Anyway, there I was in my classroom thinking of a lesson. The usual panic I have lasts a full fifteen minutes. I laugh in the face of a 5 minute lesson plan! I think and check my emails. I think some more and move some papers about. I think a little bit more and then move some books. It so happens that this happened to me this week. I needed to plan a lesson with my current Year 11s. They have a mock exam in a few weeks and I wanted them to get some practice on the writing section. I didn’t know what to do. All I had was a sheet of A3 paper and a board pen. This is when I came with this idea:

It is partly inspired by a NATE (I will cite the author when I find my copy) article I recently read, but it also links in to my ongoing idea of teaching students how to structure texts differently. Students are coming to our school with a solid grounding of grammar basics ( thank you, primary schools) and the ability to use onomatopoeias, but I think my lesson on what a simile is, is slightly defunct. I, maybe we, need to change how we look at teaching English. ‘The what’ isn’t my priority now, but ‘The how’. I am teaching a Year 7 about villains and they have written a description about villains. In the past, I have been slightly obsessed with chucking everything at the description. Come on, use a simile. Use a bit of pathetic fallacy. Naturally, over time I come to the idea that these things tend to be fluff compared to the basic content and structure.  Without a solid basis for ideas, students are floundering. We might get sparks of brilliance from a weak student where they happen to use words in an interesting combination, but the majority of times brilliance is happening by accident. Or, it is happening intuitively.

I have been exploring teaching how to describe a setting and how to describe a character here. Providing students with these structures ,to hang their writing on, has been a phenomenal change of perspective for me. I am now exploring choices made by other writers in relation to a student’s own choices. The previous default model has always been: see that; try and copy it in your own work.

Right so there I was in the classroom thinking and I came up with this little document. And boy doesn’t it look ropey?

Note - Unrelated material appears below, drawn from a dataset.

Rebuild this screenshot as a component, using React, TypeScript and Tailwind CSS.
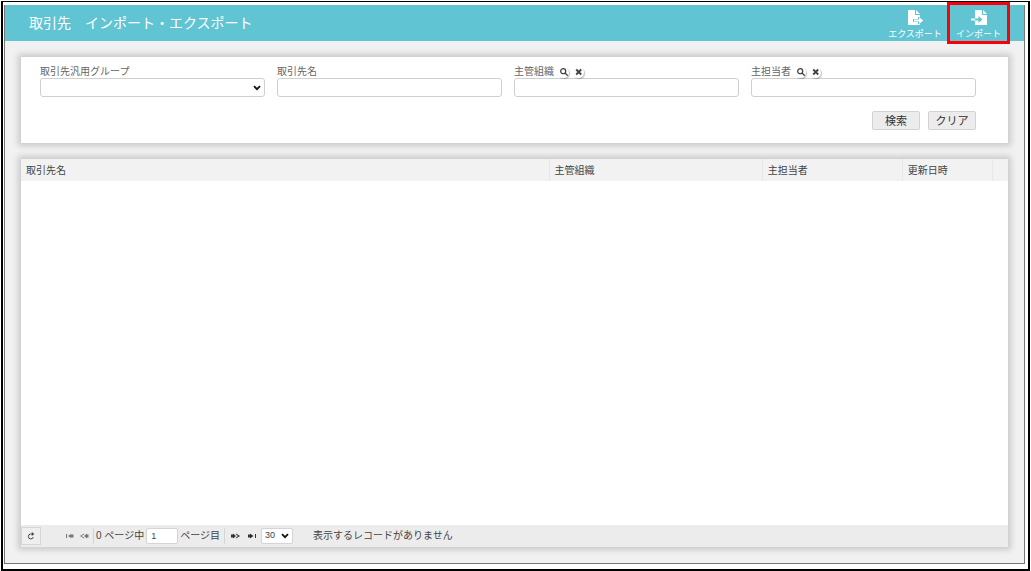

I don’t care how it looks, because it changed the way my students wrote. Instantly. Non-fiction writing isn’t the easiest of things for students to master. They know the rules of writing stories because they are immersed in seeing, watching, telling and reading them. Non-fiction doesn’t have that level of familiarity. This gave students a chance with structures to hang their ideas on. Previously, my group had the ideas, but they struggled with the presentation and communication of these ideas. Yes, we’d try to dress things us with a rhetoric here or there, but they didn’t really have the method to convey the idea. Now they did.    

Because of this…



The writing changed.

No longer did my class write endless lists of reasons. They shaped an idea. They modelled a thought. They selected the best vehicle for the job. The most enjoyable thing was that a student openly told me that he mixed two up, because he thought it was best way to get his point across.  We know PEE is a problem for students. It doesn't produce effective paragraphs for analysis or non-fiction. This option allows students to see a number of possibilities to present an idea. Oh, and it is easy to memorise them.  


What I like about it most is that I am teaching students to read non-fiction texts at the same time. I am teaching them to read how writers structure their writing in non-fiction texts.  The simplicity of it is great. However, I am, in a way, preparing the way for the new GCSE. The focus on structure and how texts are structured certainly links to this.


I could have made this sheet look better. I could have typed it up. I could have made it look pretty. But, do you know what? I don’t want to. It served its purpose in MacGyver sense; it got me out of scrape. It doesn't have the fluffy stuff added to it. The photocopy is basic, but it gets the job done. If we want students to be better writers we need to revise how we  teach structure and content. We need to look at how we teach it and how we guide students to write non-fiction texts.

Now I am off to plan a lesson for 'A Christmas Carol' and all I have is a Hello Kitty sticker, a white crayon and Barbie doll. Let's see how I get out of this situation.